Three Tanzanian schoolchildren who were injured in a horrific bus crash that killed 32 of their classmates in May are healed and ready to return home.
The three, Sadia, 13; Doreen, 13; and Wilson, 12, were rescued by members of the evangelical group Siouxland Tanzania Education Medical Ministries, or STEMM, who were working on a project in Tanzania and happened to be among the first people to arrive at the scene.
Leaders of the Sioux City, Iowa-based group were about to attempt to arrange for the three to be airlifted to America when Franklin Graham's relief and development group Samaritan's Purse stepped in and volunteered to transport them aboard its DC-8 jetliner.
The children had been on their way to another school to take an exam when the crash happened. Tanzania President John Magufuli called it a national tragedy. Tens of thousands were at a memorial service for the 35 victims, 32 students and three adults, and STEMM leaders said it seemed as if the entire nation turned out to see off the three survivors.
The Americans were among the first to arrive on the scene of the accident, and while pulling bodies from the wreckage, found the three children were critically injured but still breathing.
Now, the three children are heading home.
On Thursday, the children, their mothers and several medical workers from Tanzania will board the same DC-8 flown by Samaritan's Purse to return.
Samaritan's Purse said the flight also is carrying much-needed medical equipment for local hospitals and supplies for the students' school.
In July, WND reported on the progress the three children had made.
They were found to have had 17 fractures and multiple other injuries.
Dr.
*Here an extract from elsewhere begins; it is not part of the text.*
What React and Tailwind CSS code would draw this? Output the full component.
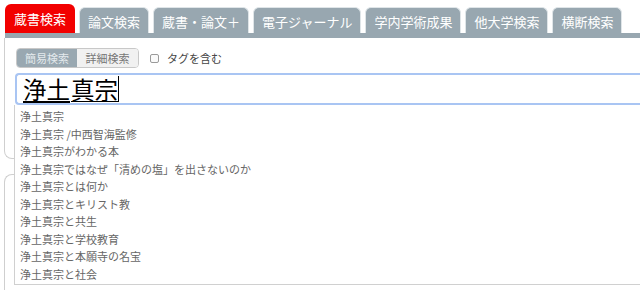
const tabs = ["蔵書検索", "論文検索", "蔵書・論文＋", "電子ジャーナル", "学内学術成果", "他大学検索", "横断検索"];

const suggestions = [
  "浄土真宗",
  "浄土真宗 /中西智海監修",
  "浄土真宗がわかる本",
  "浄土真宗ではなぜ「清めの塩」を出さないのか",
  "浄土真宗とは何か",
  "浄土真宗とキリスト教",
  "浄土真宗と共生",
  "浄土真宗と学校教育",
  "浄土真宗と本願寺の名宝",
  "浄土真宗と社会",
];

export default function App() {
  return (
    <div
      className="w-[640px] h-[290px] overflow-hidden bg-white pl-[4px]"
      style={{ fontFamily: '"Noto Sans CJK JP", "Noto Sans", sans-serif' }}
    >
      {/* tab row */}
      <div className="flex items-end gap-[4px] h-[33px] pl-[1px]">
        {tabs.map((t, i) => (
          <div
            key={t}
            className={`text-[13px] leading-[20px] text-white rounded-t-[6px] whitespace-nowrap ${
              i === 0
                ? "h-[29px] px-[9px] pt-[5px] bg-[#f20000]"
                : "h-[26px] px-[8px] pt-[4px] bg-[#98a7b0] border border-b-0 border-[#dfe5e8]"
            }`}
          >
            {t}
          </div>
        ))}
      </div>
      <div className="h-[5px] bg-[#98a7b0] ml-[1px]" />

      {/* search panel */}
      <div className="relative">
        <div className="h-[121px] border-l border-b border-[#cfcfcf] rounded-bl-[8px] pl-[11px] pt-[10px]">
          <div className="flex items-center">
            <div className="flex h-[20px] text-[11px] leading-[18px] rounded-[4px] overflow-hidden border border-[#c8c8c8]">
              <div className="w-[60px] text-center bg-[#99a8b1] text-[#e4eaed]">簡易検索</div>
              <div className="w-[61px] text-center bg-[#f1f1f1] text-[#777]">詳細検索</div>
            </div>
            <div className="ml-[11px] w-[9px] h-[9px] border border-[#9a9a9a] rounded-[2px] bg-[#fafafa]" />
            <div className="ml-[8px] text-[11px] text-[#444]">タグを含む</div>
          </div>
          <div className="relative mt-[5px] -ml-[1px] h-[32px] w-[640px] border-2 border-r-0 border-[#a9c5f3] rounded-l-[4px] bg-white pl-[6px] flex items-center">
            <span className="text-[23.5px] leading-[26px] text-black underline decoration-2 underline-offset-[2px]">浄土</span>
            <span className="text-[23.5px] leading-[26px] text-black underline decoration-1 underline-offset-[2px] ml-[1px]">真宗</span>
            <span className="w-px h-[26px] bg-black" />
          </div>
        </div>

        {/* suggestion dropdown */}
        <div className="absolute left-[10px] top-[67px] w-[640px] h-[180px] bg-white border-l border-b border-[#d0d0d0] pt-[3px] pl-[5px]">
          {suggestions.map((s) => (
            <div key={s} className="h-[17.5px] text-[11px] leading-[17.5px] text-[#666] whitespace-nowrap">
              {s}
            </div>
          ))}
        </div>
      </div>

      {/* next panel behind */}
      <div className="mt-[15px] h-[200px] border-l border-t border-[#cfcfcf] rounded-tl-[8px]" />
    </div>
  );
}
Steve Meyer, a Sioux City orthopedic surgeon, reported Doreen had been walking even though she was paralyzed from the waist down when she arrived.
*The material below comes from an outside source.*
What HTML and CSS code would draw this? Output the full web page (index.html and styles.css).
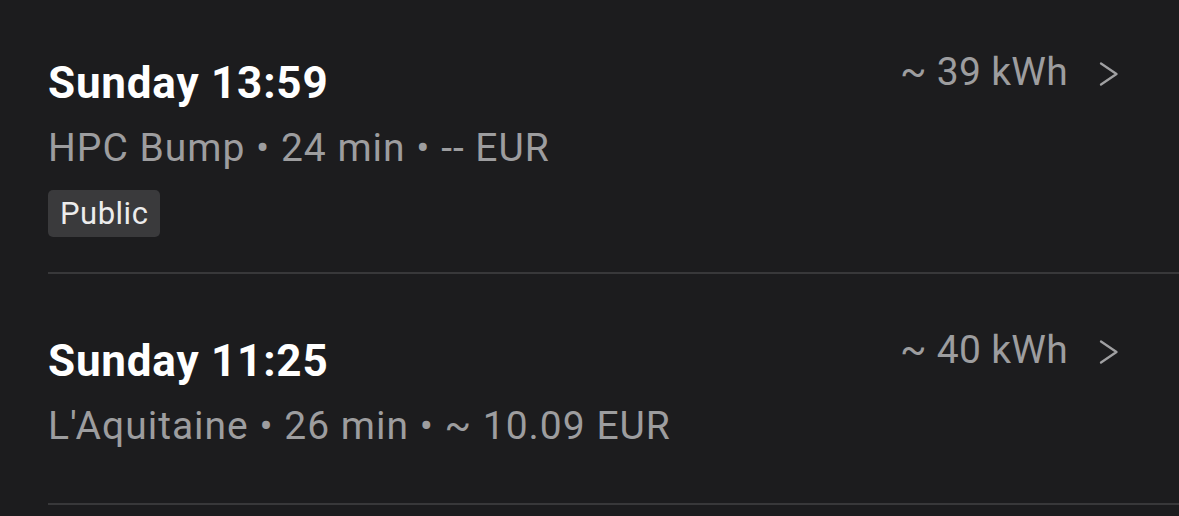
FILE: index.html
```html
<!DOCTYPE html>
<html lang="en">
<head>
<meta charset="utf-8">
<title>Charging history</title>
<link rel="stylesheet" href="styles.css">
</head>
<body>
<div class="list">
  <div class="row">
    <div class="info">
      <div class="title">Sunday 13:59</div>
      <div class="meta">HPC Bump • 24 min • -- EUR</div>
      <div class="tag">Public</div>
    </div>
    <div class="side">
      <span class="energy">~ 39 kWh</span>
      <svg class="chev" width="20" height="26" viewBox="0 0 20 26"><path d="M2 2.5 L17.5 13 L2 23.5" fill="none" stroke="#a0a0a2" stroke-width="2.3" stroke-linecap="round" stroke-linejoin="round"/></svg>
    </div>
  </div>
  <div class="row">
    <div class="info">
      <div class="title">Sunday 11:25</div>
      <div class="meta">L'Aquitaine • 26 min • ~ 10.09 EUR</div>
    </div>
    <div class="side">
      <span class="energy">~ 40 kWh</span>
      <svg class="chev" width="20" height="26" viewBox="0 0 20 26"><path d="M2 2.5 L17.5 13 L2 23.5" fill="none" stroke="#a0a0a2" stroke-width="2.3" stroke-linecap="round" stroke-linejoin="round"/></svg>
    </div>
  </div>
</div>
</body>
</html>
```
FILE: styles.css
```css
html, body {
  margin: 0;
  padding: 0;
  background: #1c1c1e;
  height: 100%;
  overflow: hidden;
}
body {
  font-family: Roboto, "Liberation Sans", sans-serif;
}
.list {
  margin-top: -4px;
  padding-left: 48px;
}
.row {
  display: flex;
  justify-content: space-between;
  align-items: flex-start;
  padding: 61px 60px 35px 0;
  border-bottom: 2px solid #38383a;
}
.info {
  display: flex;
  flex-direction: column;
  align-items: flex-start;
}
.title {
  font-size: 44px;
  line-height: 52px;
  font-weight: 700;
  letter-spacing: 0.8px;
  color: #ffffff;
}
.meta {
  margin-top: 16px;
  margin-bottom: 19px;
  font-size: 39px;
  line-height: 46px;
  letter-spacing: 1px;
  color: #9d9d9f;
}
.tag {
  height: 47px;
  box-sizing: border-box;
  padding: 6px 12px;
  font-size: 31px;
  line-height: 35px;
  letter-spacing: 0.5px;
  color: #ececec;
  background: #3a3a3c;
  border-radius: 5px;
}
.side {
  display: flex;
  align-items: center;
  gap: 31px;
  margin-top: -8px;
}
.energy {
  font-size: 39px;
  line-height: 46px;
  letter-spacing: 0.3px;
  color: #9d9d9f;
}
.chev {
  display: block;
  margin-top: 3px;
}
```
The three children were taken to a local semi-pro baseball game on July 4 and threw out the first pitch as "cheers rained down from the crowd," according to a Samaritan's Purse report.
"God has touched these kids," Meyer said in the report. "After seeing how these three were when they arrived in May, and now just over six weeks later, this is absolutely phenomenal and transformational."
Meyer was coordinating with STEMM shortly after the accident, trying to arrange transport for the children and looking at possibly hundreds of thousands of dollars in bills, when his phone rang.
It was Franklin Graham, asking, "How can we help you?"
Meyer's friend, Rep. Steve King, R-Iowa, had called Graham and asked for help.
Meyer said the story of American help for the children was "going viral" across Tanzania.
"It's been baffling to many Tanzanians, some of whom are Muslims, why these Americans were willing to help save these children. It's been a ray of light in this tragic event where God gave us a tremendous opportunity to share Jesus' love and to help them understand what the Gospel really means."
Al Jazeera reported May 6 the crash killed students from the Lucky Vincent school in Arusha.
The bus veered off a steep road in rainy conditions near the town of Karatu and plunged into a river, Al Jazeera said.
Meyer recounted sharing the treatment plans with the children's parents.
The father of the 12-year-old, a devout Muslim, simply asked, "Why? Why? Why?"
"Well, the God we serve reached out to Samaritans, Gentiles and it didn't matter. That's what we do," he told WND he responded.
The injuries were not minor: legs fractured, a head injury, nerve injuries, a fractured jaw, spine fractures, broken shoulder, broken legs and elbow dislocations.
STEMM already had put 10,000 children in school in the region, arranged for 1,000 medical operations over the years, and delivered instruction on farming and building bridges, roads and wells, the organization reports.